Battle of Belmont, 23 November 1899

The battle of Belmont saw the first fighting during Lord Methuen’s failed attempt to raise the siege of Kimberley. He had left his base on the Orange River on 21 November, with a force of around 8,000 men. His plan was to follow the railway straight to Kimberley. This predictability would allow the Boers to take advantage of the few natural obstructions on the route.

The first of those obstructions was at Belmont, twenty miles from the Orange River. There the railway ran past a cluster of low hills east of the track.  Near to the railway were two peaks (given the names Gun Hill for the southern and Table Mountain for the northern peak by the British soldiers). Behind them to the east, separated by a narrow pass or nek was a taller hill, given the name Mont Blanc.

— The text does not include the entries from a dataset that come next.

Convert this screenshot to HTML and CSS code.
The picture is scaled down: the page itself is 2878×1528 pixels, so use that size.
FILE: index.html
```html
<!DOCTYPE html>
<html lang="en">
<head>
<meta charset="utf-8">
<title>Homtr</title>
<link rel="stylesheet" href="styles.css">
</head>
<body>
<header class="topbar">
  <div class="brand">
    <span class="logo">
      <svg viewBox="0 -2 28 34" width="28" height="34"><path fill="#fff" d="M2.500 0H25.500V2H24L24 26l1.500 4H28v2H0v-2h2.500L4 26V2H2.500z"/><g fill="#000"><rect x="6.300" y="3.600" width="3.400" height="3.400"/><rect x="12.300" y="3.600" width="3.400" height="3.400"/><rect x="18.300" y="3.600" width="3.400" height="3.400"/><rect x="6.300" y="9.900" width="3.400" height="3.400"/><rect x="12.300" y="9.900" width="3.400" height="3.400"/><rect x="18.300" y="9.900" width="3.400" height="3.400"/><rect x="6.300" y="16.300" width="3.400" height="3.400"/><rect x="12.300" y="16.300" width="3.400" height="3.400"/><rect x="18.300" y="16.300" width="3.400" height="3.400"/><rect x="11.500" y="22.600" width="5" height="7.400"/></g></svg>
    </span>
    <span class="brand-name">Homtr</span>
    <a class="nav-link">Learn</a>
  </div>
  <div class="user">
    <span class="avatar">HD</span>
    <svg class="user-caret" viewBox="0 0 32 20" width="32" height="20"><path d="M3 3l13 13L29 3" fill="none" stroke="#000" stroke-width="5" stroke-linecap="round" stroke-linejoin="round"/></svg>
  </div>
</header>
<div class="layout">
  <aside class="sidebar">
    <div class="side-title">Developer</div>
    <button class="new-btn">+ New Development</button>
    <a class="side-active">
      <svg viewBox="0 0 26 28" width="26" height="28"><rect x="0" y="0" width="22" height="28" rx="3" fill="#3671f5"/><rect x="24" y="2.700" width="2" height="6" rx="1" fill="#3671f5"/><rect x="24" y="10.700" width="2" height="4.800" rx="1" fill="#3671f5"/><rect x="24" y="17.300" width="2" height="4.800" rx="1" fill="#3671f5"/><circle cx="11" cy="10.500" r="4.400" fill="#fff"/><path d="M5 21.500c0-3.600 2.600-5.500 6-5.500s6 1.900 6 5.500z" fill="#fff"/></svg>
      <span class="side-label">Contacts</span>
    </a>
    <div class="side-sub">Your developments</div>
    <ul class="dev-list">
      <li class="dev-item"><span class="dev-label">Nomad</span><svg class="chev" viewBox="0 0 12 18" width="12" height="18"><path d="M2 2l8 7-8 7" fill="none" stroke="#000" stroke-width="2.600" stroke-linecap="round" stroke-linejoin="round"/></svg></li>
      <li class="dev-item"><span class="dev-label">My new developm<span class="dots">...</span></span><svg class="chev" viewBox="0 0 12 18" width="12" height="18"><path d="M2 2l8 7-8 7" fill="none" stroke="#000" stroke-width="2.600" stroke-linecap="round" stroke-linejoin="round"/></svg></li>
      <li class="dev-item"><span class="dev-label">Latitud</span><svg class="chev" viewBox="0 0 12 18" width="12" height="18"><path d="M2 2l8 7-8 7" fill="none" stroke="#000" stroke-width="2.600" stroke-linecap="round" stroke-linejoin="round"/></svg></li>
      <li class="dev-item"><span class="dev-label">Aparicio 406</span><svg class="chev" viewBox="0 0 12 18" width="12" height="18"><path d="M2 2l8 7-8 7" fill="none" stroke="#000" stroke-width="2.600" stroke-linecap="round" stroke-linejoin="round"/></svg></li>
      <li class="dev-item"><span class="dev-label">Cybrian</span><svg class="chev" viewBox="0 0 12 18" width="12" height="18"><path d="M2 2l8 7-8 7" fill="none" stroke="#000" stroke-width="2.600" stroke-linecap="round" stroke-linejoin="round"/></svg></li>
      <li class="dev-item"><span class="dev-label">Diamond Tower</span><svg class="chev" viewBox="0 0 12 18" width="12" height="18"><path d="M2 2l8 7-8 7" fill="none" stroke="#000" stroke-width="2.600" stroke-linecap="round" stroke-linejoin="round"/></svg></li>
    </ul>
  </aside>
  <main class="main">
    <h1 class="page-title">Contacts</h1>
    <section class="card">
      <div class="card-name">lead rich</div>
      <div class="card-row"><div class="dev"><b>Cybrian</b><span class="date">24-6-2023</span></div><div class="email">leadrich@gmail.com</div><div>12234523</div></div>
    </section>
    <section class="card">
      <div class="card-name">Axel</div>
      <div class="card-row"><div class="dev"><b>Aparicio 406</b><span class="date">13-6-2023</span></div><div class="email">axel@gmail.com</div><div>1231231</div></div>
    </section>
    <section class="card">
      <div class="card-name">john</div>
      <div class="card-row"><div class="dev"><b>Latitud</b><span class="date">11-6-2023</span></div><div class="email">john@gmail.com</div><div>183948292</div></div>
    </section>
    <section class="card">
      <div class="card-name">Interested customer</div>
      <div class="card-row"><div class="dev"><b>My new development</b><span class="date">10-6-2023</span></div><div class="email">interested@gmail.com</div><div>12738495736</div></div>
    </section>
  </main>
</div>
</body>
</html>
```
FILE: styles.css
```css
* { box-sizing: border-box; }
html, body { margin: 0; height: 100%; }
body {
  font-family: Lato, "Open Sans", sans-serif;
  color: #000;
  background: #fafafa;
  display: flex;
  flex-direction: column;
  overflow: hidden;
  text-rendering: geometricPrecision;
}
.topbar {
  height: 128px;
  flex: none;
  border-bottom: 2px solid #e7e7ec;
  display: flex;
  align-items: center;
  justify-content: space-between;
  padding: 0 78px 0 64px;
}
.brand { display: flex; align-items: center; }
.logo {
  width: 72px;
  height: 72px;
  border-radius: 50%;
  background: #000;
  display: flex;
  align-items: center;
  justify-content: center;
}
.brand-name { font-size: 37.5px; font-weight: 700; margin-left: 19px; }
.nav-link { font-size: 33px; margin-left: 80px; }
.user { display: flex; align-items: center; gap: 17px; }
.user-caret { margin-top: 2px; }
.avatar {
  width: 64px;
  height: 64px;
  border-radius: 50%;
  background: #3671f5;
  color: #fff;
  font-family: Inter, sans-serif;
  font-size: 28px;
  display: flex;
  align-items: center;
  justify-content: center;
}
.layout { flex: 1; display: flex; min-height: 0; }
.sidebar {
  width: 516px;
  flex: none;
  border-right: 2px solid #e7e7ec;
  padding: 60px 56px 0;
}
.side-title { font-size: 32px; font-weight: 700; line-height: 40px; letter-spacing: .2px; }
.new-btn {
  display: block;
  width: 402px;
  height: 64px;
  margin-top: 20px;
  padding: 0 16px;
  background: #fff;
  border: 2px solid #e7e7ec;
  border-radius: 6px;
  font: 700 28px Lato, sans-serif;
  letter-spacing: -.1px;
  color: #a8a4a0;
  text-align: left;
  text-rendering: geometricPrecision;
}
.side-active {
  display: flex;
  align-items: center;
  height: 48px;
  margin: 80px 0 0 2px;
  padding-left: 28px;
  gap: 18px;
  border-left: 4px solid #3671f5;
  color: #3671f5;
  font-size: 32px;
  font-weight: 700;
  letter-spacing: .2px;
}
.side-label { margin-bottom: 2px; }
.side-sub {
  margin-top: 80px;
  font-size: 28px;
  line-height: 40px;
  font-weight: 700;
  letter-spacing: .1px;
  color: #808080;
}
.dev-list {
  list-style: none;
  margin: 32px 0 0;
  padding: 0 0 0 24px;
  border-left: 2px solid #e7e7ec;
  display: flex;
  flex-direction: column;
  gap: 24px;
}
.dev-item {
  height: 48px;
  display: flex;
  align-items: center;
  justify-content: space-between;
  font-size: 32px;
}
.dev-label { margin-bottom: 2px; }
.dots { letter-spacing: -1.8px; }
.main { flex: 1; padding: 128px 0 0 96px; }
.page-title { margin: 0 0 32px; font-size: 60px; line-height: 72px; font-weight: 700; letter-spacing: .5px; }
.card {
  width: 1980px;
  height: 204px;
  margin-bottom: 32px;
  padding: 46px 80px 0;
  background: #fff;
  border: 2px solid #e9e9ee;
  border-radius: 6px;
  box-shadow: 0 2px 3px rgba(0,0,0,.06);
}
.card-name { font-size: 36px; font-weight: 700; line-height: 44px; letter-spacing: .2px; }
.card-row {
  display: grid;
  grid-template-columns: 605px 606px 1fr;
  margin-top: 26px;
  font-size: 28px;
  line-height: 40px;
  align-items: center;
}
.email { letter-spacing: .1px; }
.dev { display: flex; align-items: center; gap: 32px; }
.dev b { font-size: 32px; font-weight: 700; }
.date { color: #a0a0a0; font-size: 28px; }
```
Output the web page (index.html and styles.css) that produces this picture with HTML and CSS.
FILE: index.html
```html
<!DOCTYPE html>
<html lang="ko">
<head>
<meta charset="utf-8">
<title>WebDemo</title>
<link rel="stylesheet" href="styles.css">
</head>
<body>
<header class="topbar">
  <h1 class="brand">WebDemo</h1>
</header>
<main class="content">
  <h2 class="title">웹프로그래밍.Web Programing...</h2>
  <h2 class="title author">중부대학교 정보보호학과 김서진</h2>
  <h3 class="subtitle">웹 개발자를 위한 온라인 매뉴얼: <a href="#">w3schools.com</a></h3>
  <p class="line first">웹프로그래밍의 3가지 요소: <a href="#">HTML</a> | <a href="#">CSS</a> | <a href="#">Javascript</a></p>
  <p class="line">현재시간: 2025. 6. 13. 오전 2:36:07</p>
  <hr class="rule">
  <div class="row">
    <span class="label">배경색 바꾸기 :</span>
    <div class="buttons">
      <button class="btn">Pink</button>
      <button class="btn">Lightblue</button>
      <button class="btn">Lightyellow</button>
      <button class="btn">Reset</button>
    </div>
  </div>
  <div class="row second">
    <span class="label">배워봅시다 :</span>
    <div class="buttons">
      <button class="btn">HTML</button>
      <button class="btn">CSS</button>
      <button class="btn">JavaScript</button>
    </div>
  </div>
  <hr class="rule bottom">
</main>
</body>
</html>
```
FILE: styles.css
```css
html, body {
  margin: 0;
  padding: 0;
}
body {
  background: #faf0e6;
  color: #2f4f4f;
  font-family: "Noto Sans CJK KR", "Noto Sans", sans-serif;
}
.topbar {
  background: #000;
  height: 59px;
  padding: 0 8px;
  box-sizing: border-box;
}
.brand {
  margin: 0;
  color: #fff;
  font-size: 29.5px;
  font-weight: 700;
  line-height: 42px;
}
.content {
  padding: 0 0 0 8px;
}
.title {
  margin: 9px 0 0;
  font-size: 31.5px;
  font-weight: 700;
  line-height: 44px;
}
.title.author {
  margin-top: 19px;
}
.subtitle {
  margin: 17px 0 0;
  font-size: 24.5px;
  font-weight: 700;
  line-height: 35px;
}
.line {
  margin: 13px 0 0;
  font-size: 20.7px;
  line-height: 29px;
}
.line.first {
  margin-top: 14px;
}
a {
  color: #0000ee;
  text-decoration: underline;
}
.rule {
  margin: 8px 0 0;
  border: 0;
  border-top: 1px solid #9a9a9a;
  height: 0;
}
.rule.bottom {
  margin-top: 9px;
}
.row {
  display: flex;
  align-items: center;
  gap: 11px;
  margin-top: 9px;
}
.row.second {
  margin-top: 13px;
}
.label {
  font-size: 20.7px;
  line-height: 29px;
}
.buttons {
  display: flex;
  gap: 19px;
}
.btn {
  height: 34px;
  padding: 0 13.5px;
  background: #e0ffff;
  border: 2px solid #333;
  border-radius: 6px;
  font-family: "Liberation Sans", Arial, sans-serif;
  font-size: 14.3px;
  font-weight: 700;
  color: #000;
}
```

Lord Methuen's relief expedition

Link to map showing the battle of Belmont, 23 November 1899
Battle of Belmont

The main Boer force at Belmont was composed of around 2,000 men from the Free State under Jacobus Prinsloo (Kroonstad, Fauresmith, Bloemfontein, Brandfort and Jacobsdaler commandos). Another 800 men from the Transvaal, under De la Rey, arrived in time to cover the Boer retreat at the end of the battle.

Methuen based his plan of attack on a faulty understanding of the nature of the hills. He was unaware of the gap between Table Mountain and Mont Blanc. Instead he believed there to be more high ground between the two hills. His plan was for the 9th Brigade to attack Table Mountain and the Guard’s Brigade to attack Gun Hill. The Coldstream Guards would then seize the non-existent high ground, while the 9th Brigade would use it to attack the northern flank of the Boer positions on Mont Blanc. They would do this after a night march that would place them at the base of the hills under cover of darkness.

The plan went wrong almost from the start. At first light on 23 November it was realised that the march had stopped 1,000 yards short of the base of the hills, probably because the British were not yet experienced in judging distances in the clear air of the veldt. This meant that the assault would have to be made in daylight, and after a dash across open ground. Despite this, the British soldiers proved that they could make successful attacks up hill against the Boer’s rifle fire. The attack began soon after 3.30 a.m, and by 4.20 the British had reached the top of both Table Mountain and Gun Hill, although not without losses. It would take longer to clear the top of Table Mountain, but the big problem now was posed by Mont Blanc.

The 9th Brigade, whose role it had been to attack this second position, now found itself in the wrong place to do so. The western face of Mont Blanc, facing Table Mountain, was the steepest, and well defended by the Boers, who had had time to prepare their positions. Fortunately for Methuen, the Coldstream Guards solved his problem. Their original role had been to capture the non-existent high ground north east of Gun Hill. When it became clear that there was no such ground, they drifted right, eventually capturing the southern end of Mont Blanc (with help from the Northamptons and the Grenadiers).

With three of the four areas of high ground lost, the Boers decided to withdraw. At around 7.30 a.m. they abandoned their positions on Mont Blanc, returned to their horses, and escaped north. This was when Methuen’s lack of cavalry became significant. He simply could not mount a pursuit of the Boers. An attempt was made to do so by Rimington’s Guides and a squadron of the 9th Lancers, but they were outnumbered by fresh Boer horsemen under De la Rey and were lucky to escape intact.

British losses were 74 dead and 220 wound. Boer losses were officially reported at 12 dead and 40 wounded, but the British buried 30 Boers found after the battle. Forty prisoners were taken, and Boer losses may have been around 100. Prinsloo was badly shaken by the fighting at Belmont, especially by the determination of the British advance. The high kopjes may have looked like ideal defensive positions, but the steep slopes actually gave the advancing troops some protect. In many battle of the war, the most severe fighting would happen on the flat tops of the hills, not on the steep slopes. Methuen meanwhile was confirmed in his belief in the frontal assault. He would repeat the same tactic at Rooilaagte, the Modder River and Magersfontein, with decreasing success. Belmont is normally described as a “soldier’s battle” as it was won by the determination of the infantry, and not through any great skill on Methuen’s part.